Im übrigen wird durch die Vernichtung der Wahlscheine nach Abschluß der Wahl die Wahlvorbereitung, Wahlhandlung und Feststellung des Wahlergebnisses nicht berührt, so daß eine solche nachträgliche Maßnahme, auch wenn sie rechtswidrig ist, keine Unregelmäßigkeit der Wahl im Sinne von § 26 Abs. 1 Nr. 2 KWG darstellen kann. Dies ist dem Kläger auch in der gerichtlichen Verfügung vom 8. Januar 1997 dargelegt worden. Soweit er demgegenüber vorträgt, die Vernichtung von Briefwahlunterlagen "vor Rechtskraft des Wahlergebnisses" stelle eine vorsätzliche Beweismittelvereitelung dar und sei ein fundamentaler Verfahrensfehler, der zur Ungültigkeitserklärung der Wahl durch den Senat führen müsse, verkennt er, daß zu den Unregelmäßigkeiten "beim Wahlverfahren" im Sinne von § 26 Abs. 1 Nr. 2 KWG nur solche gehören können, die beim Wahlverfahren, also bis zur Feststellung des Wahlergebnisses, vorgekommen sind.

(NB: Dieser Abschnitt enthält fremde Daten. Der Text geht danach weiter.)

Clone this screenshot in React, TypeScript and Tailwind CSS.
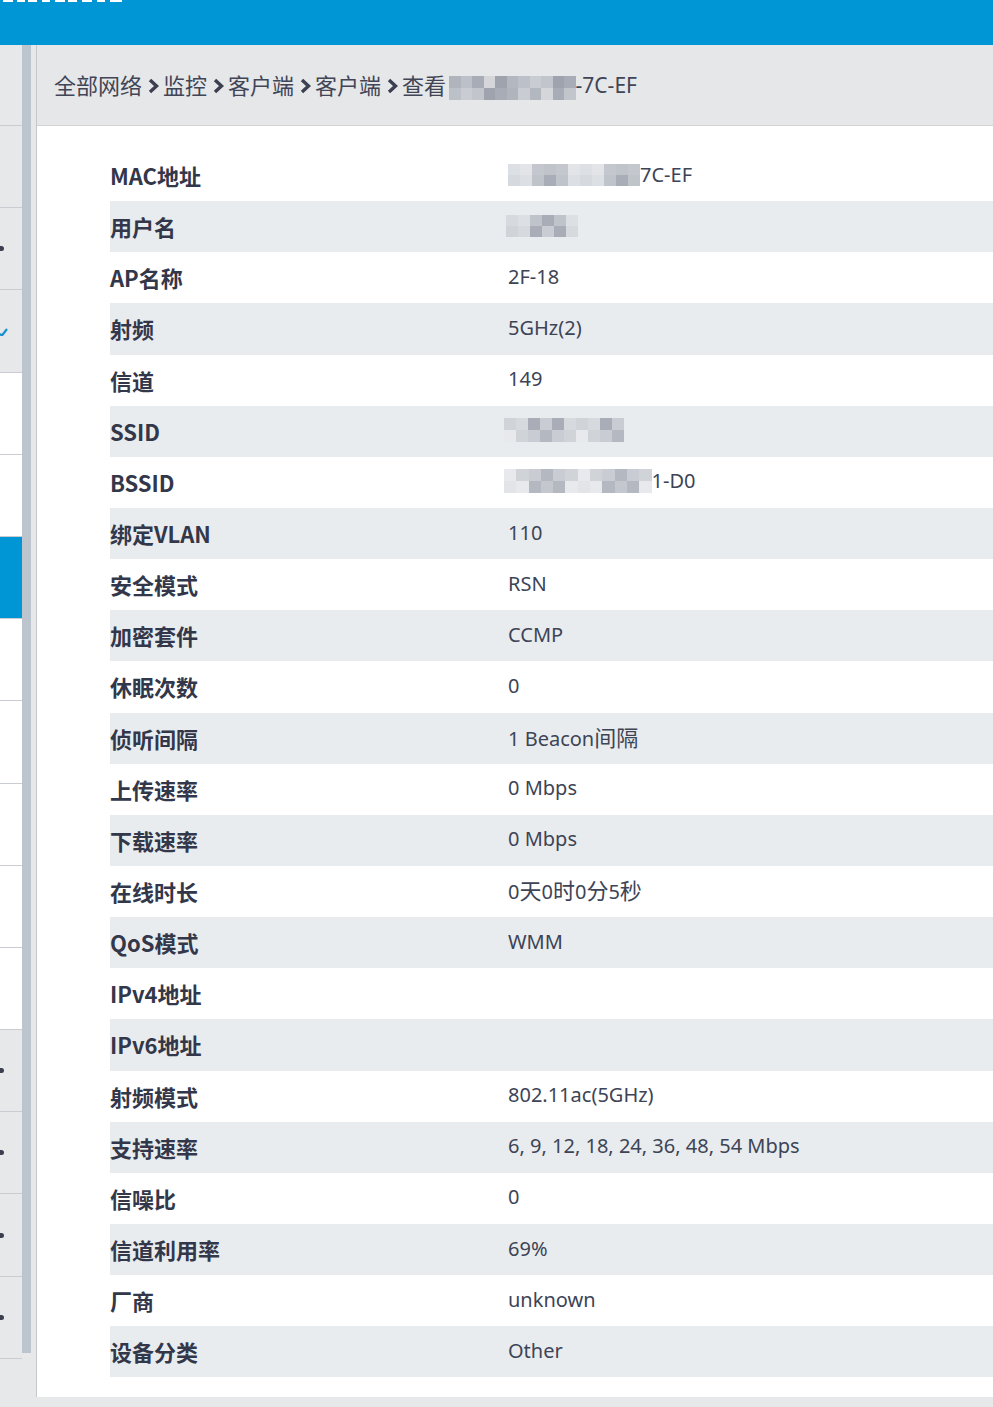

Der "Beweisantrag" des Klägers,

"daß die Beklagte die Urkunde der Vernichtungsanweisung für die Briefwahlunterlagen und das Vernichtungsprotokoll dem Senat vorlegt,"

ist abzulehnen, weil die Urkunden für die Entscheidung unerheblich sind.

Soweit der Kläger weiter auf seinem Antrag besteht,

daß der Senat "die strittige Frage gem. Art. 177 des Vertrages zur Gründung der Europäischen Gemeinschaft (EGV) zur Vorabentscheidung an den Europäischen Gerichtshof (EGH) überweist",

fehlen die rechtlichen Voraussetzungen für eine derartige Vorlage, weil die Entscheidung in diesem Verfahren nicht von einer Entscheidung über eine europarechtliche Frage abhängt. Soweit sich der Kläger auf Art. 8 b des EG-Vertrages bezieht, werden durch die darin enthaltenen Bestimmungen EG-Ausländern Rechte in den Mitgliedsstaaten eingeräumt. Um die Rechte von EG-Ausländern geht es jedoch im vorliegenden Verfahren nicht. Soweit der Kläger schließlich geltend macht, er habe "als EU-Bürger den grundgesetzlich abgesicherten Rechtsanspruch, daß der EGH im Vorabverfahren darüber entscheidet, ob die vom Senat beabsichtigte Rechtsauslegung des nationalen Kommunalwahlverfahrens, dem auch ungeschriebenen EU-Verwaltungsverfahrensrechts - hier Wahlverfahren, in Verbindung mit der bereits im vorhergehenden Schreiben zitierten Konventionen übereinstimmt", bezeichnet er selbst weder eine europäische allgemeine Verwaltungsverfahrensregelung noch eine spezielle wahlprüfungsrechtliche, die im vorliegenden Fall für die Entscheidung erheblich sein könnte.

Der Kläger hat die Kosten des Berufungsverfahrens zu tragen, weil sein Rechtsmittel keinen Erfolg hat (§ 154 Abs. 2 VwGO).

Die Revision ist nicht zuzulassen, weil die Voraussetzungen des § 132 VwGO nicht vorliegen.

Den Streitwert für das Berufungsverfahren bemißt der Senat nach § 14 Gerichtskostengesetz - GKG - mit dem Auffangwert des § 13 Abs. 1 Satz 2 GKG. Im Berufungsverfahren geht es, anders als im ersten Rechtszug, nur noch um die Anfechtung einer Wahl.